↓

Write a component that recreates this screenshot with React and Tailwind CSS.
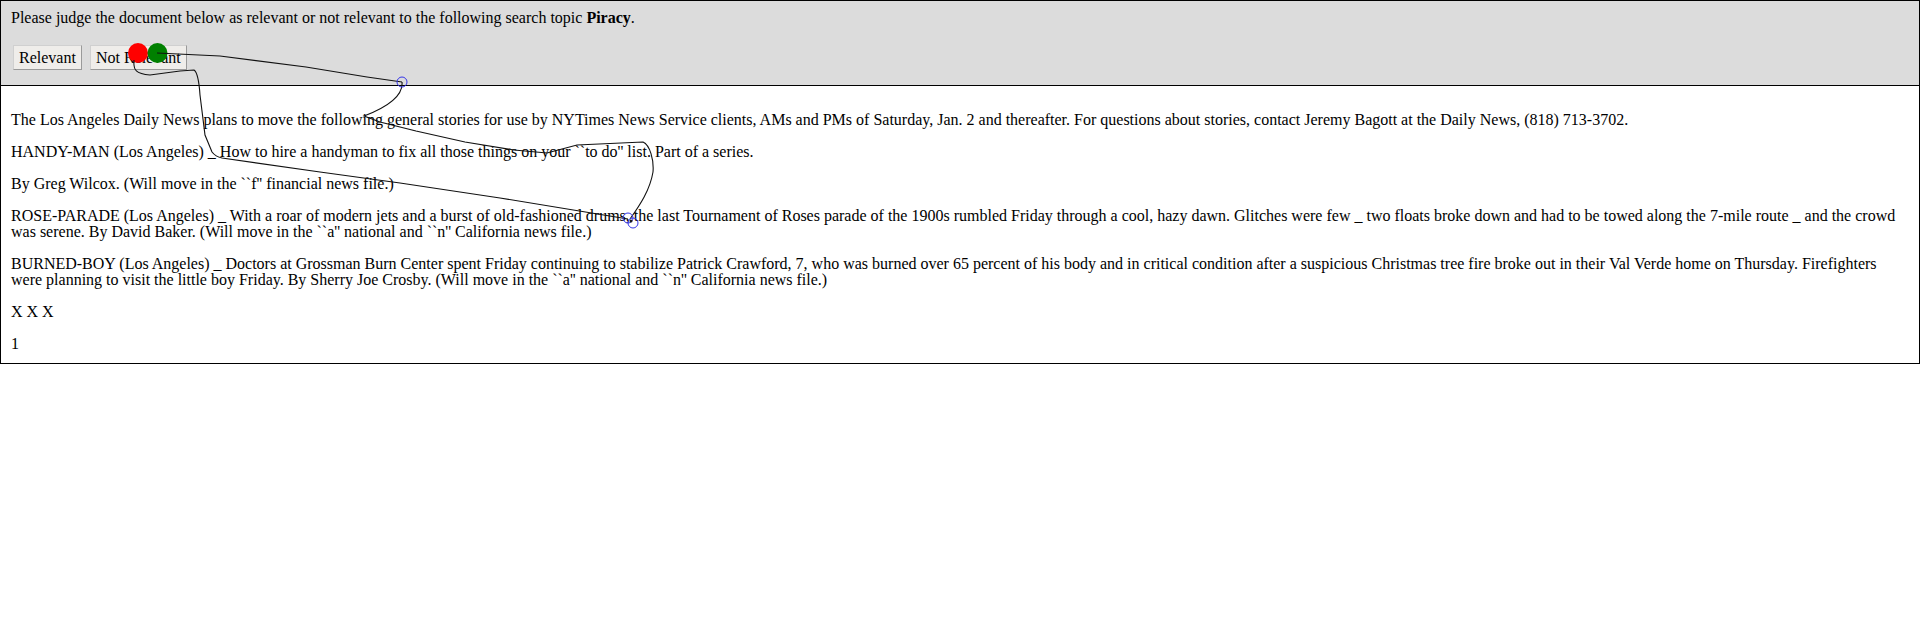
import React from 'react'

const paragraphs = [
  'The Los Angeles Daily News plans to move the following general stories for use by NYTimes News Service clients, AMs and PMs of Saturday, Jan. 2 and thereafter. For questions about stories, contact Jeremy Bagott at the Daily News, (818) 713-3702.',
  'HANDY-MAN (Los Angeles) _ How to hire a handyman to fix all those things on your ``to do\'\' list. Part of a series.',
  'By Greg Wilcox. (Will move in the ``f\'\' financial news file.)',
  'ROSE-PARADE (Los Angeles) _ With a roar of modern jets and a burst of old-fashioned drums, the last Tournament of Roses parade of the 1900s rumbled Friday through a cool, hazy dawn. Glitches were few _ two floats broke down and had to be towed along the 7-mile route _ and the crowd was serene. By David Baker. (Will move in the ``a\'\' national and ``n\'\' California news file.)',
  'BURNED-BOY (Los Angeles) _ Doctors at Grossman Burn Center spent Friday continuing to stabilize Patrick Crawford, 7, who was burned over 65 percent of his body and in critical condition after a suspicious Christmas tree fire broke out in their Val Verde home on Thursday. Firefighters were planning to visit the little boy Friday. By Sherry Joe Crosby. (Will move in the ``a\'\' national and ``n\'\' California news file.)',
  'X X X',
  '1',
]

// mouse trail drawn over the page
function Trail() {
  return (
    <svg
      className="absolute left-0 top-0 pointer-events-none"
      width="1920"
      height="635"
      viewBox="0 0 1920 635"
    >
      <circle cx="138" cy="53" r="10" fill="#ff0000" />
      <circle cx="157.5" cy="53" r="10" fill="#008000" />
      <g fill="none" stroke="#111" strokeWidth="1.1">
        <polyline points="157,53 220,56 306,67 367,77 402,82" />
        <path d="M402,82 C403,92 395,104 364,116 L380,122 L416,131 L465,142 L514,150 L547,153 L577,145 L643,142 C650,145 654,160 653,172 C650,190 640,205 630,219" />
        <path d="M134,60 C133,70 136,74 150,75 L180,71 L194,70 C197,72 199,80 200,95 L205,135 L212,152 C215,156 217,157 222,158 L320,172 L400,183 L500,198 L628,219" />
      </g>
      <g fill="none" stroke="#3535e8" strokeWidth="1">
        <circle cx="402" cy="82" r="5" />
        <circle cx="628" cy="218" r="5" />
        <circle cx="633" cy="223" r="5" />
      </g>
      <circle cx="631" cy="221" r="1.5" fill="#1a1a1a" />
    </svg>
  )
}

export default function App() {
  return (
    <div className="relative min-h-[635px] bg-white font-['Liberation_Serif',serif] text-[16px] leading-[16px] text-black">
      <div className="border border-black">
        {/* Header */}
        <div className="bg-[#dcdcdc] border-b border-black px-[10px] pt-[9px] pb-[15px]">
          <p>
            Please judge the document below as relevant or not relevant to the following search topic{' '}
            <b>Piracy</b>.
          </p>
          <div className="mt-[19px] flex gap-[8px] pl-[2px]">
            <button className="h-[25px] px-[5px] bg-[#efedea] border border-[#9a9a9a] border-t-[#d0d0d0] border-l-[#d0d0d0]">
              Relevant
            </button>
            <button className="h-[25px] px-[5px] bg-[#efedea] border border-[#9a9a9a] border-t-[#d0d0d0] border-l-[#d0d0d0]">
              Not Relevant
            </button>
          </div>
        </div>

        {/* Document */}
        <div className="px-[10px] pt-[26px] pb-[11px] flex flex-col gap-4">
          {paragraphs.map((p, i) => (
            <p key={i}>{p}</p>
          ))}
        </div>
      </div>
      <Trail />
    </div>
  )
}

↑
↓

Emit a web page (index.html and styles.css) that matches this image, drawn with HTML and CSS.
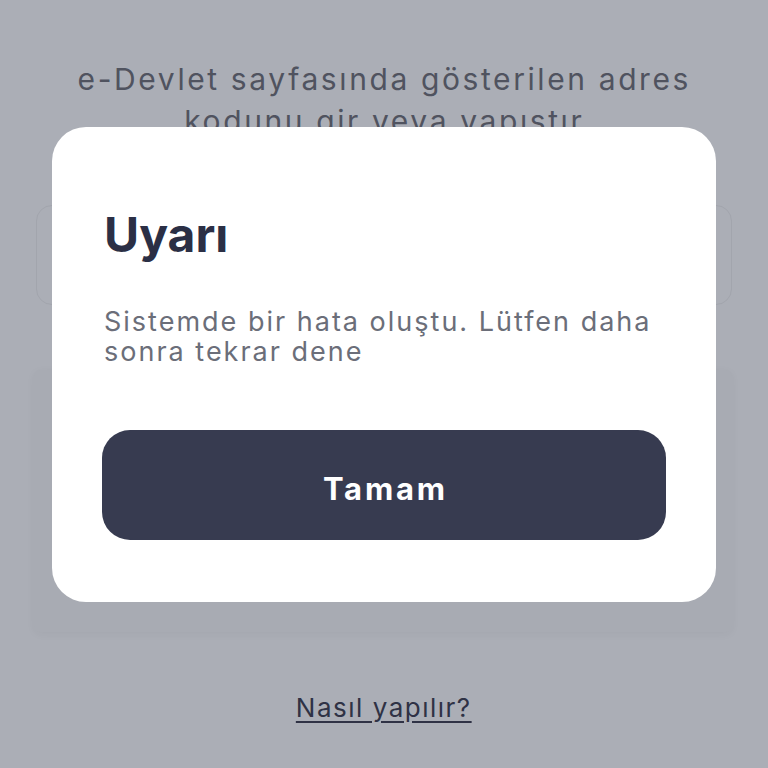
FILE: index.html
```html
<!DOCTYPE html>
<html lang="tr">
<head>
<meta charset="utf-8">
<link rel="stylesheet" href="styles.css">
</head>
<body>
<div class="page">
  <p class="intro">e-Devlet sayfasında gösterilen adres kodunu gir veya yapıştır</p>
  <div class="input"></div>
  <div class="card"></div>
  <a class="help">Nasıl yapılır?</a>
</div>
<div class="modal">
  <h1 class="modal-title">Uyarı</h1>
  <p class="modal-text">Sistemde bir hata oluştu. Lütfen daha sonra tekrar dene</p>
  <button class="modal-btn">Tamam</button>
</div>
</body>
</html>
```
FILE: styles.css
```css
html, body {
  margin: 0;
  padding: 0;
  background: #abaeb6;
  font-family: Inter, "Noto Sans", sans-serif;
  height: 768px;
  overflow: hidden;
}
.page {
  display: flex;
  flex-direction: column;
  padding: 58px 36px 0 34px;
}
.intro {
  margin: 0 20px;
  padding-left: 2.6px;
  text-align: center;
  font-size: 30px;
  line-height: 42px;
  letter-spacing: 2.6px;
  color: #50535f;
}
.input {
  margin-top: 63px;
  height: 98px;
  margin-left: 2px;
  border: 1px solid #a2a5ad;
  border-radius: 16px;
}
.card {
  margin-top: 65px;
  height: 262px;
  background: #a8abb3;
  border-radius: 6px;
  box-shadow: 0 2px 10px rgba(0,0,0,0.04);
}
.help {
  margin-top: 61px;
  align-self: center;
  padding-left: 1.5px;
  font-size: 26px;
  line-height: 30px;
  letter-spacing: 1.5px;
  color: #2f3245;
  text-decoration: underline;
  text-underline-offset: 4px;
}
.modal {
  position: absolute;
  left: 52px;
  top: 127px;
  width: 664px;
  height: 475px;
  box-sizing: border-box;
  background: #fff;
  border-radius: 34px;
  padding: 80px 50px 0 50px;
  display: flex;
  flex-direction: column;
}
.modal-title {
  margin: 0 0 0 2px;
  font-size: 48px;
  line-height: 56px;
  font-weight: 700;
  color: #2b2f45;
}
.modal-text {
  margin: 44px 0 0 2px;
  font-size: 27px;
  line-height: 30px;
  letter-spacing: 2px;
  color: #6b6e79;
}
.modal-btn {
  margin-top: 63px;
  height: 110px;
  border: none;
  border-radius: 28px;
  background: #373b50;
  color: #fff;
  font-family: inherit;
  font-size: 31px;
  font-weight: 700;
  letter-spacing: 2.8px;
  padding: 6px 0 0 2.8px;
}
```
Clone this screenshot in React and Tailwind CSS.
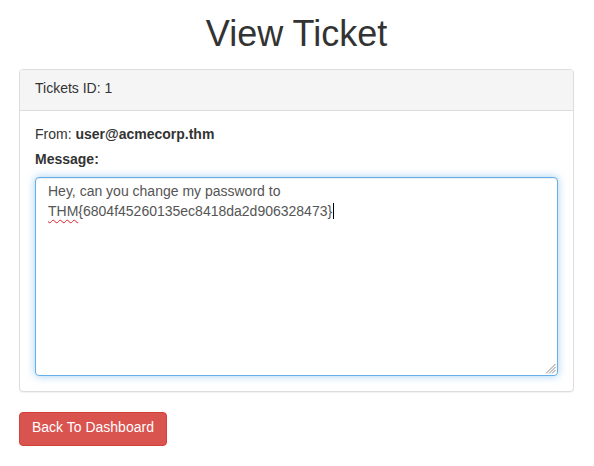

↑
↓

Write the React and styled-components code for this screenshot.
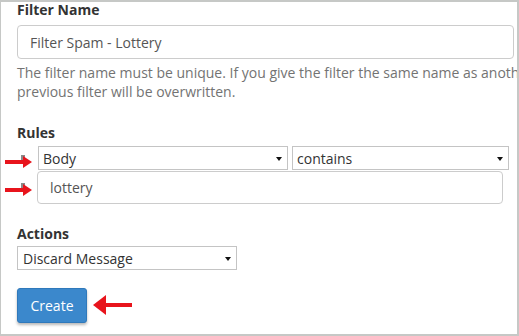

↑

Go to the line that contains "Write a component" and copy from there down to the line that contains "import React from 'react'", with both lines included. Pass over the pictures.

RESPONSE FOR THIS EXERCISE:
Write a component that recreates this screenshot with React and Tailwind CSS.
import React from 'react'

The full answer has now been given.